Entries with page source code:

------------------------------------------------------------

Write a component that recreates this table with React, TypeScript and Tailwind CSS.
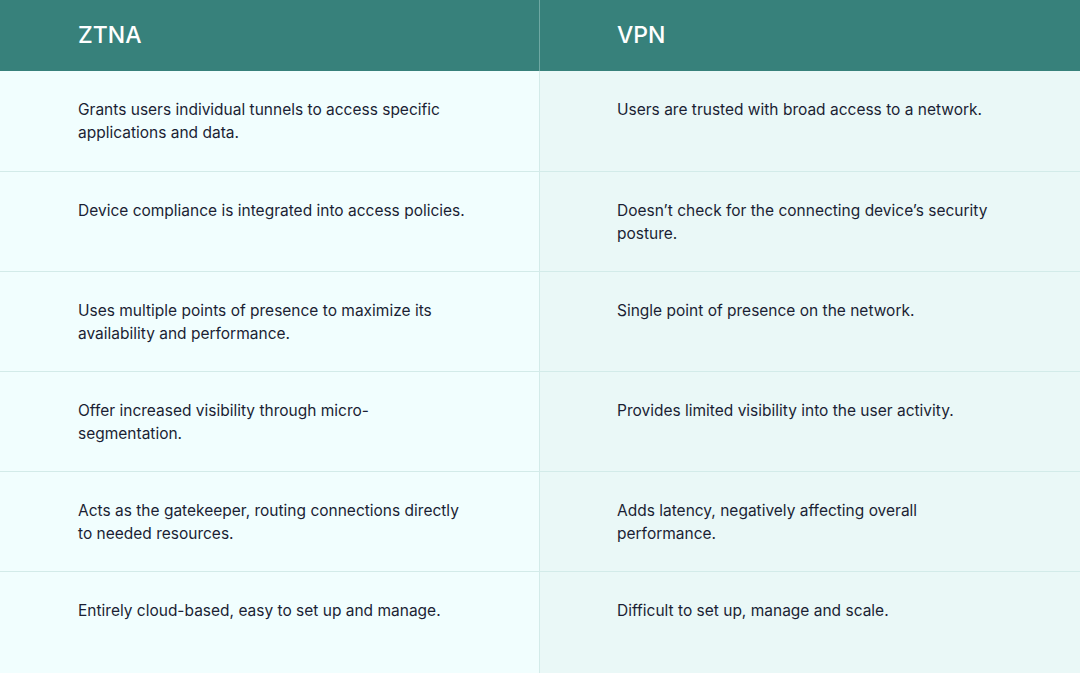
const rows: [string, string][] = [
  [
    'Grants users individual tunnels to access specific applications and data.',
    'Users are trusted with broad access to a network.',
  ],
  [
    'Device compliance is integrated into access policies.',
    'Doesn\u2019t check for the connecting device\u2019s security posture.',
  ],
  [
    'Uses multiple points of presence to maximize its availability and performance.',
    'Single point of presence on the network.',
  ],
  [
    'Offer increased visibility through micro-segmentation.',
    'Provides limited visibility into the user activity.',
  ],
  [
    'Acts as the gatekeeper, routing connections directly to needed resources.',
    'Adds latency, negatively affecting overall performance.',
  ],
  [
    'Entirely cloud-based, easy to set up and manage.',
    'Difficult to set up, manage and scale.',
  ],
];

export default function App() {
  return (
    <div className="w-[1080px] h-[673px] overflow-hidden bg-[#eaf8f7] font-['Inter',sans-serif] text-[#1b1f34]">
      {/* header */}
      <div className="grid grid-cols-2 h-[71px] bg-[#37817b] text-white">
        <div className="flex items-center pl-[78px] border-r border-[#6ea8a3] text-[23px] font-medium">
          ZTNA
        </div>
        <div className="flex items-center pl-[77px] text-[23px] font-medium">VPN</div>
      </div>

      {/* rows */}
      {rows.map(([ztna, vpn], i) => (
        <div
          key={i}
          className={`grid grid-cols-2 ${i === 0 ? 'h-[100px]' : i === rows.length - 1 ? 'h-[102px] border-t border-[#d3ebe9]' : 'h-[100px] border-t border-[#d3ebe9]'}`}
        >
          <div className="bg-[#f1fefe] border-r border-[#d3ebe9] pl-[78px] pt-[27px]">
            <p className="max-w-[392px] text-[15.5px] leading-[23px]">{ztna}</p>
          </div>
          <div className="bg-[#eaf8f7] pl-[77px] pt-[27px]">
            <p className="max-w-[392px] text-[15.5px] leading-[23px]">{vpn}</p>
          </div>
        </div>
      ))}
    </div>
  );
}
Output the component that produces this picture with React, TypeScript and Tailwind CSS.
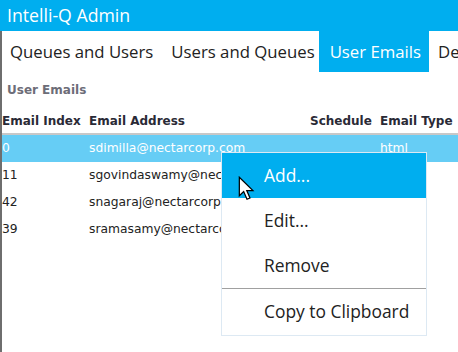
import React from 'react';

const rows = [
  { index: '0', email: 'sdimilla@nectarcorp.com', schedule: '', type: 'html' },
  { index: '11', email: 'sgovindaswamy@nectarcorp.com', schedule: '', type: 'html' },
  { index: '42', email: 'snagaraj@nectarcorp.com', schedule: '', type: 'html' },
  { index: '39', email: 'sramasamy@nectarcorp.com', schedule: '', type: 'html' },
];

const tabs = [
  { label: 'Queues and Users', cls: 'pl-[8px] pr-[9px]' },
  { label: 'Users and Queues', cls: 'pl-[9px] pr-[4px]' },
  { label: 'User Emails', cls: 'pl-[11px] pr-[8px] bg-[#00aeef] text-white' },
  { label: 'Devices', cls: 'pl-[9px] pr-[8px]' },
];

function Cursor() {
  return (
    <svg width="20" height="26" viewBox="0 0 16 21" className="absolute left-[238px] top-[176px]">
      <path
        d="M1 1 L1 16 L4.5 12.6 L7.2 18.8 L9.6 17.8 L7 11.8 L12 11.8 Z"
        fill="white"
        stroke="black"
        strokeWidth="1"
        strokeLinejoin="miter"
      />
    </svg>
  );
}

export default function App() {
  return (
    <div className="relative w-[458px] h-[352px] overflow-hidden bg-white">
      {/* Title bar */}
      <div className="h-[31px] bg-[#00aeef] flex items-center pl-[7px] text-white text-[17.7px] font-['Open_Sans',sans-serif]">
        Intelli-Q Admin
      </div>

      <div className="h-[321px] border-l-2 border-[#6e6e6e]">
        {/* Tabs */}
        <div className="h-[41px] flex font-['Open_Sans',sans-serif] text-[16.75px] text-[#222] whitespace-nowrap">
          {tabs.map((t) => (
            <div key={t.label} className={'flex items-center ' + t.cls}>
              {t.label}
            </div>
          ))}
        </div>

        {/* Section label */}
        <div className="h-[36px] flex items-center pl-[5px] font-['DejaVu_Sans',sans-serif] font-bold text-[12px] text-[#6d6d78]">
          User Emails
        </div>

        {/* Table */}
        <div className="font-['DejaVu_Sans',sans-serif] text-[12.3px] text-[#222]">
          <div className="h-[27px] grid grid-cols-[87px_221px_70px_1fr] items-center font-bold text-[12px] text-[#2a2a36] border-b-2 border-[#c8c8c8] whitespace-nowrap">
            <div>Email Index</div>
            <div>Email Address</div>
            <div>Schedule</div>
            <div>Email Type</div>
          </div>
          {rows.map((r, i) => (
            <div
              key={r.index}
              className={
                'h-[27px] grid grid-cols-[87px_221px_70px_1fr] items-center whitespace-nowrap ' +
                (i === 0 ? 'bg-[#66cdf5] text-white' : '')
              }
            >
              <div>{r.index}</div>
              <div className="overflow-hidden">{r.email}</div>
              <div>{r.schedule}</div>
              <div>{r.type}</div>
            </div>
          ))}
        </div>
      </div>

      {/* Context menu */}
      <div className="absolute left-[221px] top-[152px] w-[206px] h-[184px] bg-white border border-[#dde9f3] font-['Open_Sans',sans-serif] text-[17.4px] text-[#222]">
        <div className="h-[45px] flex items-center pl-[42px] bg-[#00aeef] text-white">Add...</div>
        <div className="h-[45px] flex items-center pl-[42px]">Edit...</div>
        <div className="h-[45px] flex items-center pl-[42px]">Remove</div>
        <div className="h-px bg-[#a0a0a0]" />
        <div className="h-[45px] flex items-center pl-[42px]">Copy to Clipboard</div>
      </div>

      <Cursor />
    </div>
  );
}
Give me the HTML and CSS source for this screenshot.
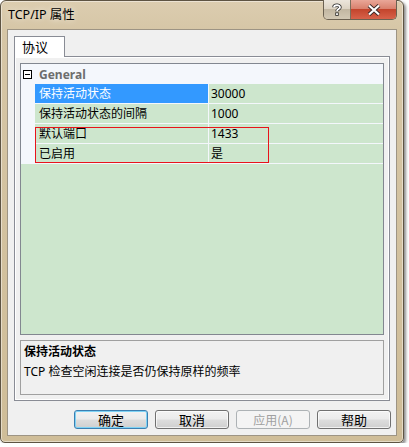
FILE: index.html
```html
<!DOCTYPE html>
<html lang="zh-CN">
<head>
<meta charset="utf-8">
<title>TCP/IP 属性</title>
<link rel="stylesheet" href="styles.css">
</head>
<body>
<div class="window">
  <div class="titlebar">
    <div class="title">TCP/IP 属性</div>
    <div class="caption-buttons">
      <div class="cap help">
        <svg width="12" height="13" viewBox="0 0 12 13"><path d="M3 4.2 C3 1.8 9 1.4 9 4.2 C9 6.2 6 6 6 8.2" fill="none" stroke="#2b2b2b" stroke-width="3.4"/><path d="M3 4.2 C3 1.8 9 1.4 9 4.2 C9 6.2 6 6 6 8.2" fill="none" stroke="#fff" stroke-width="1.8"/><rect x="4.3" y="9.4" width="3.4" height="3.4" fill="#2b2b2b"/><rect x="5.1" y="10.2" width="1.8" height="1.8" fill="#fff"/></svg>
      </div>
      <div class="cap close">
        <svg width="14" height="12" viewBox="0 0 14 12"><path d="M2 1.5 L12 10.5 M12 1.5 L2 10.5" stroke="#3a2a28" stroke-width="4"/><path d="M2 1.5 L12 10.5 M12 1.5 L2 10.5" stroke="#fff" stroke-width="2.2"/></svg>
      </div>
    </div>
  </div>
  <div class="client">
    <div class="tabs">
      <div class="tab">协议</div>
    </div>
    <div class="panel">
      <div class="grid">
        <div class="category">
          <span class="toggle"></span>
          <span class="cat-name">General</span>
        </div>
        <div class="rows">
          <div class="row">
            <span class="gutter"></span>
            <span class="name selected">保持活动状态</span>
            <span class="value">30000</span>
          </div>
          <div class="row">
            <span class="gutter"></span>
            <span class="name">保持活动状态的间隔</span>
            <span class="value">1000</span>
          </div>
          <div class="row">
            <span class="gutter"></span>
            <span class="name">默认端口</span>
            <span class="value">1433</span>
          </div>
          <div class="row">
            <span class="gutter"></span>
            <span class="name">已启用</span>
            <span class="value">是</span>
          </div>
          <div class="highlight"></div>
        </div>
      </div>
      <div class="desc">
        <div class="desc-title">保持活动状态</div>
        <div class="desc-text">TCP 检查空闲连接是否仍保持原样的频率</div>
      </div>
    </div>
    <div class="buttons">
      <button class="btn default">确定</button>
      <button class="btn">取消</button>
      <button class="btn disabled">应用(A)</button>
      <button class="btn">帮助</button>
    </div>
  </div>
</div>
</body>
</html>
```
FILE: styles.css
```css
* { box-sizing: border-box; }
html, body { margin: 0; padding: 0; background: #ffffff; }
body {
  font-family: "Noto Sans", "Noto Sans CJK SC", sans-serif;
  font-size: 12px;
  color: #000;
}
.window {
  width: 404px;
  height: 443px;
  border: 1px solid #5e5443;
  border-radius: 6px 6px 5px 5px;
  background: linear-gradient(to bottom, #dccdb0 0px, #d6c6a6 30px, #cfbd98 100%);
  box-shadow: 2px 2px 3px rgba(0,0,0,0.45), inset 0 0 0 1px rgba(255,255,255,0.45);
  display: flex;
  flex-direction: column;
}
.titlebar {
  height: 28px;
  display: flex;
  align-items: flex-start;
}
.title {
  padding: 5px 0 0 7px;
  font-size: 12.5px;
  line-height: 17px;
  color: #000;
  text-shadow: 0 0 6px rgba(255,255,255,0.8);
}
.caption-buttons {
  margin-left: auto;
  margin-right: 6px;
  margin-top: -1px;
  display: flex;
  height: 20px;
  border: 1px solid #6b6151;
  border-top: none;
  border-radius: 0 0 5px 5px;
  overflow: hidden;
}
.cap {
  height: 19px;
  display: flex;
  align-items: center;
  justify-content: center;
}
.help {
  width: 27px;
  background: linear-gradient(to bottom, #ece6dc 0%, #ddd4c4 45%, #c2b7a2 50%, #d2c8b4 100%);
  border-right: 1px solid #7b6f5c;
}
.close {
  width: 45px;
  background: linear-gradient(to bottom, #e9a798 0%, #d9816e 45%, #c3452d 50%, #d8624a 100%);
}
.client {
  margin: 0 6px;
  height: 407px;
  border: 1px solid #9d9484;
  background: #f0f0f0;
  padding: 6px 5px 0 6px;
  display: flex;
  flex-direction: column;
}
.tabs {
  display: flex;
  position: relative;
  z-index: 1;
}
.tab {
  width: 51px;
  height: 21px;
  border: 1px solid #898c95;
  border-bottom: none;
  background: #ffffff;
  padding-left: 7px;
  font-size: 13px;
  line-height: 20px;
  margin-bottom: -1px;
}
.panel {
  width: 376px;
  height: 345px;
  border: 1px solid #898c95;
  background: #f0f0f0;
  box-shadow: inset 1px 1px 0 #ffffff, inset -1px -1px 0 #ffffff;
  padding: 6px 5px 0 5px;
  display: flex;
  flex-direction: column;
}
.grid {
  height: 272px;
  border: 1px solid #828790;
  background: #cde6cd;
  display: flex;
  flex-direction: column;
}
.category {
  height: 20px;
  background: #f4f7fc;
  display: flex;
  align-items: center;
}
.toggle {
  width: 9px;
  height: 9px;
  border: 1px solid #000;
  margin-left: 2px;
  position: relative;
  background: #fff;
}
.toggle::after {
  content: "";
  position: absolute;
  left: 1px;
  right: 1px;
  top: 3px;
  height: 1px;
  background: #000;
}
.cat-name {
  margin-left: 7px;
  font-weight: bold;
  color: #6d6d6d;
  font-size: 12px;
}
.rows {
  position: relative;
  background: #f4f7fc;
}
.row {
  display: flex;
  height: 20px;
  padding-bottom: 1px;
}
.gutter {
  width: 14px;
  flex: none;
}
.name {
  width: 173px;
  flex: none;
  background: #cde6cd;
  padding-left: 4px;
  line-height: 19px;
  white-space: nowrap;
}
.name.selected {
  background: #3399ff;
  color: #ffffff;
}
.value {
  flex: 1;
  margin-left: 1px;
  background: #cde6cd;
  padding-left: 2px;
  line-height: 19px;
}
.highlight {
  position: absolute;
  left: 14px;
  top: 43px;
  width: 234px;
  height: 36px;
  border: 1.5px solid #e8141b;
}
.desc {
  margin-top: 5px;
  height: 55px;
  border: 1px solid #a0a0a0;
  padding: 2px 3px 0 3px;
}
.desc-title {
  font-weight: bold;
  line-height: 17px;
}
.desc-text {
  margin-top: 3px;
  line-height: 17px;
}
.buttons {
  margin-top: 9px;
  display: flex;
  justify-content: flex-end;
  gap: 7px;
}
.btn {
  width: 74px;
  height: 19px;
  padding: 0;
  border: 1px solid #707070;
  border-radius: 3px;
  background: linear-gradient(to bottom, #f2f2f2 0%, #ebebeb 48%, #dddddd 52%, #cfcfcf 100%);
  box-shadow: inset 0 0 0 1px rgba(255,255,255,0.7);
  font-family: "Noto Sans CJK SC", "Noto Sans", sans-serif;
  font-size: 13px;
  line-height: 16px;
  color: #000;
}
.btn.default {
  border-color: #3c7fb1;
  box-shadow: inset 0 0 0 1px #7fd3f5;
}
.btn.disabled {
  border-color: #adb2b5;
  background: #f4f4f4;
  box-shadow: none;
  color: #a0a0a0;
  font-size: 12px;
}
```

------------------------------------------------------------

Aim of the task: From the material above, reproduce only what runs from the line holding "Output the component" down to the line holding "import React from 'react';", both included, pictures excluded.

Solution to the exercise:
Output the component that produces this picture with React, TypeScript and Tailwind CSS.
import React from 'react';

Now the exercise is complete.